Llegué al aeropuerto de Quito con mi mochila y una ilusión tremenda por conocer Ecuador. Tenía unos veinticinco años y por fin había llegado a Hispanoamérica, la tierra que soñé desde pequeño, cuando veía en la tele ‘La ruta quetzal’ de Miguel de la Quadra Salcedo y me moría de ganas de apuntarme, pero nunca tuve los redaños de hacerlo. Esta vez me busqué la vida, buceé en Internet y encontré una ONG que me llevaría a pasar un mes en el país más espectacular que he conocido. Y vivir una experiencia a partir de la cual pude ver la vida de una manera diferente. Todavía recuerdo a la familia Ramírez, en cuya casa en el bosque, junto al río, cenamos unos ricos platos bajo el fulgor de los minacuros después de probar en la chacra cacahuetes, pitajayas y maracuyás. Era el paraíso.
Siempre he distinguido entre viajero y turista. Soy de los primeros, pero últimamente, por razones familiares, estoy abonado al confort de los hoteles. Sin embargo, en aquellos años me apunté a la incertidumbre de no saber dónde estaría al día siguiente, qué paisajes vería, a quién conocería y qué aventuras me esperarían en bosques, manglares, volcanes y pueblos perdidos en las montañas.
Al año siguiente salté el charco para atravesar Perú con mi mochila, de nuevo yo solo. Me esperaban el Macchu Picchu tras días de acampadas, y también Cuzco, Tarma, Huancayo, Lima, el desierto de Ica, etc. Luego vinieron Cuba -adonde llegué un domingo por la noche sin tener alojamiento seguro-, el Mar Rojo en Egipto para bucear en los más impresionantes corales del mundo o una ruta en coche por la costa entre San Francisco y San Diego, en Estados Unidos.
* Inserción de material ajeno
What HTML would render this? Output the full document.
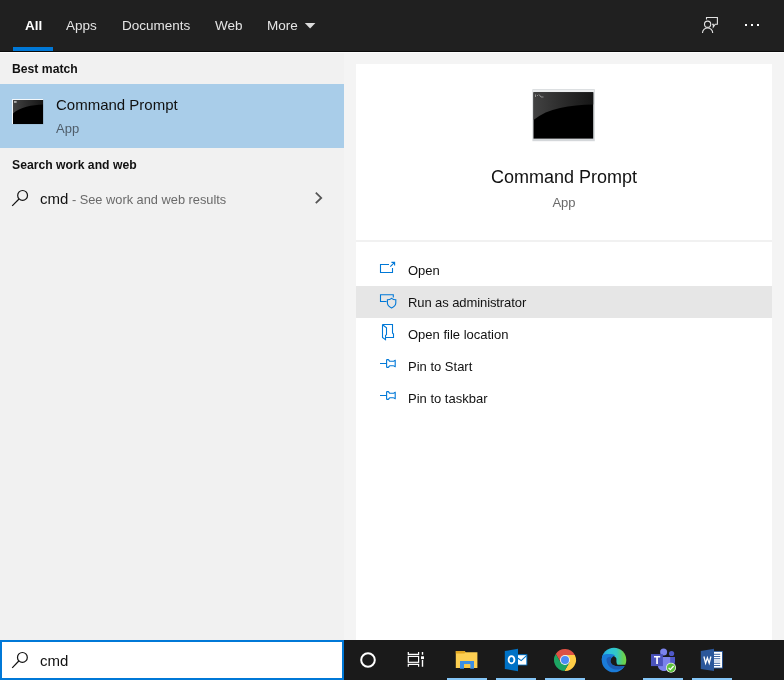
<!DOCTYPE html>
<html><head><meta charset="utf-8">
<style>
*{box-sizing:border-box;margin:0;padding:0}
html,body{width:784px;height:680px;overflow:hidden;background:#f4f4f4;font-family:"Liberation Sans",sans-serif;}
body{position:relative}
.abs{position:absolute}
#topbar{left:0;top:0;width:784px;height:52px;background:#202020;border-bottom:1px solid #0b0b0b}
#wline{left:0;top:52px;width:784px;height:1px;background:#fcfcfc}
.tab{position:absolute;top:18px;font-size:13.5px;color:#e4e4e4;white-space:nowrap;line-height:16px}
#underline{left:13px;top:47px;width:40px;height:4px;background:#0078d7}
#left{left:0;top:52px;width:344px;height:588px;background:#f1f1f1}
#sel{left:0;top:84px;width:344px;height:64px;background:#a9cde9}
.hdr{position:absolute;left:12px;font-size:12.2px;font-weight:bold;color:#111;line-height:16px;white-space:nowrap}
#card{left:356px;top:64px;width:416px;height:576px;background:#fff}
#sep{left:356px;top:240px;width:416px;height:2px;background:#f1f1f1}
#hover{left:356px;top:286px;width:416px;height:32px;background:#e6e6e6}
.act{position:absolute;left:408px;font-size:13px;color:#111;line-height:16px;white-space:nowrap}
#taskbar{left:0;top:640px;width:784px;height:40px;background:#1a1a1a}
#search{left:0;top:640px;width:344px;height:40px;background:#fff;border:2px solid #0078d7}
#icons{left:0;top:0;width:784px;height:680px}
</style></head><body>
<div id="root" style="position:absolute;left:0;top:0;width:784px;height:680px;will-change:transform">
<div id="topbar" class="abs"></div>
<div class="tab" id="t1" style="left:25px;font-weight:bold;color:#fff">All</div>
<div class="tab" id="t2" style="left:66px">Apps</div>
<div class="tab" id="t3" style="left:122px">Documents</div>
<div class="tab" id="t4" style="left:215px">Web</div>
<div class="tab" id="t5" style="left:267px">More</div>
<div id="underline" class="abs"></div>
<div id="left" class="abs"></div>
<div id="wline" class="abs"></div>
<div id="sel" class="abs"></div>
<div class="hdr" id="h1" style="top:61px">Best match</div>
<div class="hdr" id="h2" style="top:157px">Search work and web</div>
<div class="abs" id="cp1" style="left:56px;top:96px;font-size:15px;color:#111;white-space:nowrap;line-height:18px">Command Prompt</div>
<div class="abs" id="app1" style="left:56px;top:121px;font-size:13px;color:#4f5d6a;white-space:nowrap;line-height:16px">App</div>
<div class="abs" id="cmd1" style="left:40px;top:190px;font-size:15px;color:#111;white-space:nowrap;line-height:18px">cmd<span id="see" style="font-size:12.8px;color:#6a6a6a"> - See work and web results</span></div>
<div id="card" class="abs"></div>
<div id="sep" class="abs"></div>
<div id="hover" class="abs"></div>
<div class="abs" id="cp2" style="left:356px;width:416px;text-align:center;top:166px;font-size:18px;color:#111;line-height:22px">Command Prompt</div>
<div class="abs" id="app2" style="left:356px;width:416px;text-align:center;top:195px;font-size:13px;color:#6a6a6a;line-height:16px">App</div>
<div class="act" id="a1" style="top:263px">Open</div>
<div class="act" id="a2" style="top:295px;letter-spacing:-0.09px">Run as administrator</div>
<div class="act" id="a3" style="top:327px">Open file location</div>
<div class="act" id="a4" style="top:359px">Pin to Start</div>
<div class="act" id="a5" style="top:391px">Pin to taskbar</div>
<div id="taskbar" class="abs"></div>
<div id="search" class="abs"></div>
<div class="abs" id="cmd2" style="left:40px;top:652px;font-size:15px;color:#111;line-height:18px">cmd</div>
<svg id="icons" class="abs" viewBox="0 0 784 680">

<defs>
<linearGradient id="gloss" x1="0" y1="0" x2="1" y2="0"><stop offset="0" stop-color="#424242"/><stop offset="0.5" stop-color="#2b2b2b"/><stop offset="1" stop-color="#151515"/></linearGradient>
<linearGradient id="edgetop" x1="0" y1="0" x2="1" y2="0"><stop offset="0" stop-color="#22a4e2"/><stop offset="0.35" stop-color="#2cc3d8"/><stop offset="0.6" stop-color="#33c8c4"/><stop offset="0.85" stop-color="#63d158"/><stop offset="1" stop-color="#7ad63c"/></linearGradient>
</defs>
<!-- More triangle -->
<path d="M304.8 23 H315.4 L310.1 28.4 Z" fill="#dcdcdc"/>
<!-- feedback icon -->
<g fill="none" stroke="#e2e2e2" stroke-width="1.1">
<path d="M706.5 19.6 V17.5 H717.4 V24.2 H715.2 L713.3 27 V24.2 H711.9"/>
<circle cx="707.6" cy="24.2" r="3.1"/>
<path d="M702.5 33 A5.1 5.1 0 0 1 712.7 33"/>
</g>
<!-- dots -->
<rect x="745" y="24" width="2" height="2" fill="#fff"/><rect x="751" y="24" width="2" height="2" fill="#fff"/><rect x="757" y="24" width="2" height="2" fill="#fff"/>
<!-- search icon in list -->
<g fill="none" stroke="#111" stroke-width="1.2">
<circle cx="22.6" cy="195.4" r="4.9"/><path d="M19 199 L12.2 205.8"/>
<circle cx="22.4" cy="657.4" r="4.9"/><path d="M18.8 661 L12.2 667.8"/>
</g>
<!-- chevron -->
<path d="M315.8 192.7 L321.2 197.9 L315.8 203.1" fill="none" stroke="#555" stroke-width="1.8"/>
<!-- small cmd icon -->
<g>
<rect x="12.6" y="99.6" width="30.8" height="24.6" fill="#7d95a8"/><path d="M12 99 H43.2 V100 H13 V124 H12 Z" fill="#f4f8fb"/>
<rect x="13" y="100" width="30" height="24" fill="#000"/>
<path d="M13 100 H43 V104.5 C32 105 20 107 13 113.5 Z" fill="url(#gloss)"/>
<rect x="14" y="101.3" width="2.6" height="1.3" fill="#ddd"/>
</g>
<!-- big cmd icon -->
<g>
<rect x="532.4" y="89.2" width="62.4" height="52" fill="#d4d7da"/>
<rect x="533" y="90" width="61" height="2" fill="#eceeef"/>
<rect x="533.5" y="92.3" width="59.7" height="46.3" fill="#000"/>
<path d="M533.5 92.3 H593.2 V104.5 C570 105 548 108 533.5 120 Z" fill="url(#gloss)"/>
<path d="M535.5 94.5 V97 M537.5 95 V96 M539 94.5 L541 97 H543.5" stroke="#9a9a9a" stroke-width="0.9" fill="none"/>
</g>


<!-- action icons -->
<g fill="none" stroke="#0078d7" stroke-width="1.1">
<!-- open -->
<path d="M389 264.5 H380.5 V272.5 H392.5 V268"/>
<path d="M390.3 266.6 L394.6 262.4 M391.4 262.4 H394.6 V265.4"/>
<!-- run as admin -->
<path d="M386.6 301.5 H380.5 V294.7 H393.3 V297.4"/>
<path d="M391.6 298.3 C390.3 299.4 388.8 299.8 387.4 299.8 V303 C387.4 305.3 389.3 306.9 391.6 308 C393.9 306.9 395.8 305.3 395.8 303 V299.8 C394.4 299.8 392.9 299.4 391.6 298.3 Z"/>
<!-- open file location -->
<path d="M382.5 324.5 H392.5 V333 L393.5 334 V337.5 H385.5"/>
<path d="M382.5 324.5 V337.4 L385.5 339.6 V335.6 L386.5 334.6 V327.8 L382.5 324.7"/>
<!-- pins -->
<path d="M380 363.5 H386.5 M386.6 359.5 V367.5 M386.6 359.6 H388.2 C389 359.6 389 361.3 390 361.3 H393.3 C394.2 361.3 394.2 360.4 395.2 360.4 V366.6 C394.2 366.6 394.2 365.7 393.3 365.7 H390 C389 365.7 389 367.4 388.2 367.4 H386.6"/>
<path transform="translate(0 32)" d="M380 363.5 H386.5 M386.6 359.5 V367.5 M386.6 359.6 H388.2 C389 359.6 389 361.3 390 361.3 H393.3 C394.2 361.3 394.2 360.4 395.2 360.4 V366.6 C394.2 366.6 394.2 365.7 393.3 365.7 H390 C389 365.7 389 367.4 388.2 367.4 H386.6"/>
</g>
<!-- taskbar: cortana -->
<circle cx="368" cy="660" r="6.8" fill="none" stroke="#fff" stroke-width="2"/>
<!-- task view -->
<g fill="none" stroke="#fff" stroke-width="1.2">
<rect x="408.3" y="656.4" width="10.3" height="5.9"/>
<path d="M408.3 652.1 V654.3 H418.6 V652.1"/>
<path d="M408.3 666.8 V664.4 H418.6 V666.8"/>
<path d="M422.5 652.1 V654.8 M422.5 660 V666.8" stroke-width="1.4"/>
</g>
<rect x="421" y="656.3" width="3" height="2.8" fill="#fff"/>
<!-- indicators -->
<g fill="#85c6f7">
<rect x="447" y="678" width="40" height="2"/><rect x="496" y="678" width="40" height="2"/><rect x="545" y="678" width="40" height="2"/><rect x="643" y="678" width="40" height="2"/><rect x="692" y="678" width="40" height="2"/>
</g>
<!-- file explorer -->
<g>
<path d="M455.8 651 H464.6 L465.6 652.2 H477.4 V668 H455.8 Z" fill="#fdcf52"/>
<path d="M455.8 651 H464.6 L465.6 652.2 L464.4 653.6 H455.8 Z" fill="#e3a722"/>
<path d="M460 661 H474 V668.8 H470.2 V664.2 H464 V668.8 H460 Z" fill="#3b8ee5"/>
<rect x="464" y="664.2" width="6.2" height="3.8" fill="#f9c846"/>
</g>
<!-- outlook -->
<g>
<rect x="517.5" y="654.2" width="9.8" height="11.2" fill="#0072c6"/>
<rect x="518" y="655.2" width="8.3" height="9.4" fill="#fff"/>
<path d="M518 658.2 L521.2 660.6 L526.8 655.4" fill="none" stroke="#0072c6" stroke-width="1.1"/>
<path d="M504.8 651 L518 648.8 V671.2 L504.8 668.9 Z" fill="#0072c6"/>
<ellipse cx="511.5" cy="659.7" rx="2.9" ry="3.6" fill="none" stroke="#fff" stroke-width="1.8"/>
</g>
<!-- chrome -->
<g transform="translate(565 660)">
<path d="M-4.33 2.5 L-9.23 -5.99 A11 11 0 0 1 9.8 -5 L0 -5 Z" fill="#dd5144"/>
<path d="M0 -5 L9.8 -5 A11 11 0 0 1 -0.57 10.99 L4.33 2.5 Z" fill="#ffcd46"/>
<path d="M4.33 2.5 L-0.57 10.99 A11 11 0 0 1 -9.23 -5.99 L-4.33 2.5 Z" fill="#1da462"/>
<circle cx="0" cy="0" r="5" fill="#f1f1f1"/>
<circle cx="0" cy="0" r="4" fill="#4c8bf5"/>
</g>
<!-- edge -->
<g>
<clipPath id="edgeclip"><circle cx="614" cy="660" r="12.3"/></clipPath>
<g clip-path="url(#edgeclip)">
<path d="M601 647 H627 V664.7 H617.6 C616 663.6 616.6 660.5 616.4 658.6 C615.4 655.6 610 654.6 605 656.5 L601 660 Z" fill="url(#edgetop)"/>
<path d="M601 656 C604 653.6 612 653.4 615.2 655.4 C611.4 656.6 609.8 660 610.8 662.8 C612.4 666.4 618 667 625 665.9 C622.5 670.5 618 673 613 673 C606 673 601 667 601 660 Z" fill="#1a7bd8"/>
<path d="M606.5 659.5 C606.5 664.5 610.5 669 616 669.6 C619.5 669.6 623 668.3 625 665.9 C618 667 612.4 666.4 610.8 662.8 C610 660.6 610.3 658.6 611.6 657 C609.3 656.4 606.8 657.3 606.5 659.5 Z" fill="#1c5cb5"/>
</g>
</g>
<!-- teams -->
<g>
<circle cx="663.6" cy="652.1" r="3.5" fill="#7b83eb"/>
<circle cx="671.6" cy="653.5" r="2.6" fill="#5059c9"/>
<path d="M668 656.9 H675 V662 C675 664 673.5 665.5 671.5 665.5 H668 Z" fill="#5059c9"/>
<path d="M657.8 656.9 H670.2 V665 C670.2 668.5 667.5 671 664 671 C660.5 671 657.8 668.5 657.8 665 Z" fill="#7b83eb"/>
<rect x="651" y="654.1" width="11.9" height="12" fill="#4b53bc"/>
<path d="M654 656 H660.2 V657.6 H657.9 V664 H656.2 V657.6 H654 Z" fill="#fff"/>
<circle cx="671" cy="667.8" r="5" fill="#e9f3e2"/>
<circle cx="671" cy="667.8" r="4.2" fill="#5cc23a"/>
<path d="M668.6 667.9 L670.3 669.6 L673.6 666" fill="none" stroke="#fff" stroke-width="1.3"/>
</g>
<!-- word -->
<g>
<rect x="713.5" y="651" width="9.4" height="17.5" fill="#2b579a"/>
<rect x="714" y="651.9" width="8" height="15.7" fill="#fff"/>
<g stroke="#2b579a" stroke-width="0.9"><path d="M714 654.3 H720.2 M714 656.5 H720.2 M714 658.7 H720.2 M714 663.3 H720.2 M714 665.5 H720.2"/><path d="M714 661 H720.2" stroke="#9fb6d8"/></g>
<path d="M700.8 651 L714 648.8 V671.1 L700.8 669 Z" fill="#2b579a"/>
<path d="M703.9 656.5 L705.6 663.2 L707.4 657.8 L709.2 663.2 L710.9 656.5" fill="none" stroke="#fff" stroke-width="1.3" stroke-linejoin="miter"/>
</g>

</svg>
</div>
</body></html>
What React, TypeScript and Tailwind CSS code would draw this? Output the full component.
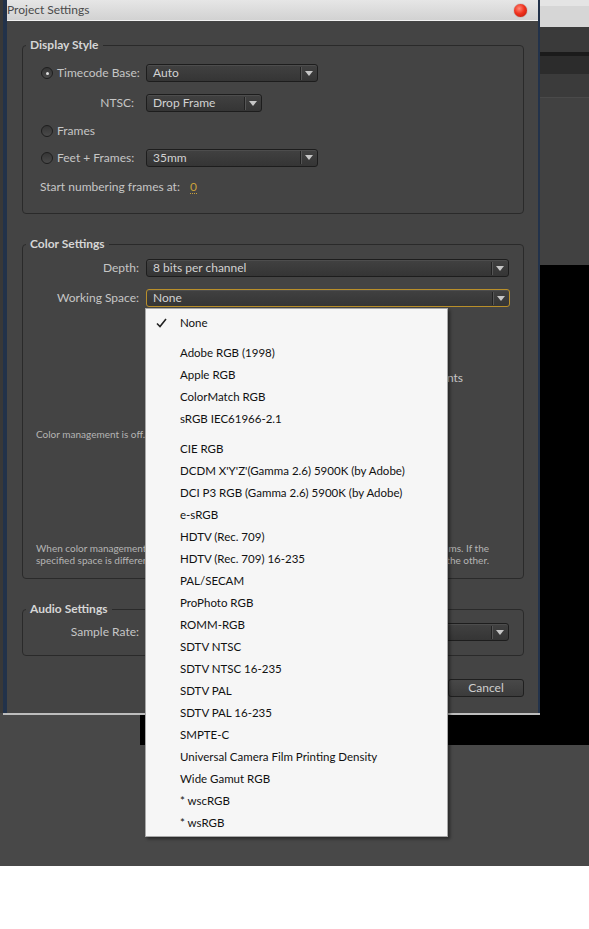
import React from 'react';

const font = { fontFamily: 'Lato, "Open Sans", sans-serif' };

function Select({ className, value, focused = false }: { className: string; value: string; focused?: boolean }) {
  return (
    <div
      className={`flex h-[18px] items-center rounded-[3px] border bg-linear-to-b from-[#414141] to-[#353535] shadow-[inset_0_1px_0_#4d4d4d] ${
        focused ? 'border-[#b98f2a]' : 'border-[#1d1d1d]'
      } ${className}`}
    >
      <span className="flex-1 truncate pl-[6px] text-[12px] leading-[16px] text-[#d2d2d2]">{value}</span>
      <span className="h-[13px] w-px bg-[#222] shadow-[1px_0_0_#555]" />
      <span className="flex w-[16px] items-center justify-center">
        <svg width="8" height="5" viewBox="0 0 8 5">
          <path d="M0 0h8L4 5z" fill="#c6c6c6" />
        </svg>
      </span>
    </div>
  );
}

function Radio({ checked = false }: { checked?: boolean }) {
  return (
    <span className="flex h-[12px] w-[12px] items-center justify-center rounded-full border border-[#1e1e1e] bg-linear-to-b from-[#363636] to-[#4a4a4a]">
      {checked && <span className="h-[3px] w-[3px] rounded-full bg-[#e0e0e0]" />}
    </span>
  );
}

function Group({ title, className, children }: { title: string; className: string; children: React.ReactNode }) {
  return (
    <fieldset className={`ml-[15px] mr-[14px] rounded-[4px] border border-[#2a2a2a] ${className}`}>
      <legend className="ml-[3px] px-[4px] text-[12px] leading-[16px] font-bold text-[#d6d6d6]">{title}</legend>
      {children}
    </fieldset>
  );
}

const menuGroups = [
  ['None'],
  ['Adobe RGB (1998)', 'Apple RGB', 'ColorMatch RGB', 'sRGB IEC61966-2.1'],
  [
    'CIE RGB',
    "DCDM X'Y'Z'(Gamma 2.6) 5900K (by Adobe)",
    'DCI P3 RGB (Gamma 2.6) 5900K (by Adobe)',
    'e-sRGB',
    'HDTV (Rec. 709)',
    'HDTV (Rec. 709) 16-235',
    'PAL/SECAM',
    'ProPhoto RGB',
    'ROMM-RGB',
    'SDTV NTSC',
    'SDTV NTSC 16-235',
    'SDTV PAL',
    'SDTV PAL 16-235',
    'SMPTE-C',
    'Universal Camera Film Printing Density',
    'Wide Gamut RGB',
    '* wscRGB',
    '* wsRGB'
  ]
];

export default function App() {
  return (
    <div className="relative h-[929px] w-[589px] overflow-hidden bg-white" style={font}>
      {/* application behind the dialog */}
      <div className="flex flex-col">
        <div className="h-[27px] border-t-[6px] border-[#e4e4e4] bg-[#d6d6d6]" />
        <div className="h-[25px] bg-[#3a3a3a]" />
        <div className="h-[4px] bg-[#1b1b1b]" />
        <div className="h-[18px] bg-[#2c2c2c]" />
        <div className="h-[24px] border-b border-[#4a4a4a] bg-[#3b3b3b]" />
        <div className="h-[167px] bg-[#414141]" />
        <div className="flex h-[480px]">
          <div className="w-[140px] bg-[#484848]" />
          <div className="flex-1 bg-black" />
        </div>
        <div className="h-[121px] bg-[#484848]" />
      </div>

      {/* Project Settings dialog */}
      <div className="absolute left-0 top-0 w-[540px] bg-[#383838] pl-[3px]">
        <div className="border-l-[4px] border-r-[2px] border-[#22324a] bg-[#444444] shadow-[0_2px_0_#bdbdbd]">
          <div className="flex h-[21px] items-center justify-between border-b border-[#f2f2f2] bg-linear-to-b from-[#e6e6e6] to-[#d2d2d2] pr-[11px]">
            <span className="text-[12px] text-[#4a4a4a]">Project Settings</span>
            <span className="h-[13px] w-[13px] rounded-full bg-[radial-gradient(circle_at_40%_35%,#ff8a7a_0%,#f0321e_45%,#b81405_100%)] shadow-[0_0_1px_#7a1a10]" />
          </div>

          <Group title="Display Style" className="mt-[16px]">
            <div className="pb-[10px] pl-[18px] pt-[5px] text-[12px] text-[#c6c6c6]">
              <div className="flex h-[30px] items-center">
                <div className="flex w-[105px] items-center gap-[4px]">
                  <Radio checked />
                  <span>Timecode Base:</span>
                </div>
                <Select className="w-[172px]" value="Auto" />
              </div>
              <div className="flex h-[30px] items-center">
                <div className="w-[105px] pr-[12px] text-right">NTSC:</div>
                <Select className="w-[116px]" value="Drop Frame" />
              </div>
              <div className="flex h-[26px] items-center gap-[4px]">
                <Radio />
                <span>Frames</span>
              </div>
              <div className="flex h-[27px] items-center">
                <div className="flex w-[105px] items-center gap-[4px]">
                  <Radio />
                  <span>Feet + Frames:</span>
                </div>
                <Select className="w-[172px]" value="35mm" />
              </div>
              <div className="-ml-px flex h-[32px] items-center gap-[10px]">
                <span>Start numbering frames at:</span>
                <span className="border-b border-dotted border-[#c9a03a] leading-[13px] text-[#c9a03a]">0</span>
              </div>
            </div>
          </Group>

          <Group title="Color Settings" className="mt-[22px]">
            <div className="pb-[12px] pt-[3px] text-[12px] text-[#c6c6c6]">
              <div className="flex h-[26px] items-center pl-[18px]">
                <div className="w-[105px] pr-[7px] text-right">Depth:</div>
                <Select className="w-[363px]" value="8 bits per channel" />
              </div>
              <div className="flex h-[34px] items-center pl-[18px]">
                <div className="w-[105px] whitespace-nowrap pr-[7px] text-right">Working Space:</div>
                <Select className="w-[364px]" value="None" focused />
              </div>
              <div className="mt-[56px] flex h-[14px] items-center">
                <div className="ml-[150px] w-[290px] overflow-hidden whitespace-nowrap text-right leading-[14px]">
                  Display color management for viewer adjustments
                </div>
              </div>
              <div className="mt-[42px] h-[14px] pl-[13px] text-[10px] leading-[14px] text-[#b4b4b4]">
                Color management is off. The working space has no effect.
              </div>
              <div className="mt-[101px] pl-[13px] pr-[34px] text-[10px] leading-[12px] text-[#b4b4b4]">
                <div className="flex justify-between whitespace-nowrap">
                  <span>When color management is on, colors are</span>
                  <span>converted for other programs. If the</span>
                </div>
                <div className="flex justify-between whitespace-nowrap">
                  <span>specified space is different from the</span>
                  <span>source, one is converted to the other.</span>
                </div>
              </div>
            </div>
          </Group>

          <Group title="Audio Settings" className="mt-[22px]">
            <div className="pb-[11px] pl-[18px] pt-[3px] text-[12px] text-[#c6c6c6]">
              <div className="flex h-[24px] items-center">
                <div className="w-[105px] pr-[7px] text-right">Sample Rate:</div>
                <Select className="w-[363px]" value="48000 Hz" />
              </div>
            </div>
          </Group>

          <div className="ml-[15px] mr-[14px] mt-[23px] flex justify-end gap-[7px] pb-[16px]">
            <button className="h-[18px] w-[76px] rounded-[3px] border border-[#1f1f1f] bg-linear-to-b from-[#484848] to-[#3b3b3b] text-[12px] leading-none text-[#cfcfcf]">
              OK
            </button>
            <button className="h-[18px] w-[76px] rounded-[3px] border border-[#1f1f1f] bg-linear-to-b from-[#484848] to-[#3b3b3b] text-[12px] leading-none text-[#cfcfcf]">
              Cancel
            </button>
          </div>
        </div>
      </div>

      {/* Working Space dropdown list */}
      <div className="absolute left-[145px] top-[308px] w-[303px] border border-[#a8a8a8] bg-[#f6f6f6] pb-[2px] pt-[3px] shadow-[2px_2px_3px_rgba(0,0,0,0.45)]">
        {menuGroups.map((group, gi) => (
          <div key={gi} className={gi > 0 ? 'mt-[8px]' : ''}>
            {group.map((item) => (
              <div key={item} className="relative flex h-[22px] items-center pl-[34px] text-[11.5px] text-[#111]">
                {item === 'None' && (
                  <svg className="absolute left-[10px] top-[6px]" width="11" height="10" viewBox="0 0 11 10">
                    <path d="M1 5.5 L4 8.5 L10 1" fill="none" stroke="#222" strokeWidth="1.6" />
                  </svg>
                )}
                {item}
              </div>
            ))}
          </div>
        ))}
      </div>
    </div>
  );
}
En todos los viajes conocí personas enriquecedoras y aprendí que mi realidad en España es un regalo, pues la mayoría de la población mundial carece del bienestar y las comodidades de las que disfrutamos nosotros. Salí de mi entorno y choqué de bruces con la vida para, a mi vuelta, valorar mucho más lo que tenía y al mismo tiempo calibrar la importancia de las cosas no materiales, que son las que convierten nuestro paso por la Tierra en algo excepcional.
En Australia es habitual que los jóvenes viajen por el planeta durante un año sabático antes de empezar la carrera en la universidad. En España podríamos tomar nota. Abandonaríamos ese ombliguismo que desnaturaliza la convivencia. Ya saben: lo mío es lo mejor, el absurdo nacionalismo y provincianismo acentuado por políticos mediocres.
Viajar de aquella manera como yo lo hacía no significa solamente conocer algo distinto, sino una expansión profunda de la mente. Es vivir una aventura apasionante, de la que volverás siendo una persona diferente. Ese es el riesgo. Por eso, hay tantas personas que, pudiendo, no quieren salir de su burbuja, de su hábitat, del confort que le concede su pertenencia a un grupo o a una clase social. Y no saben lo que se pierden.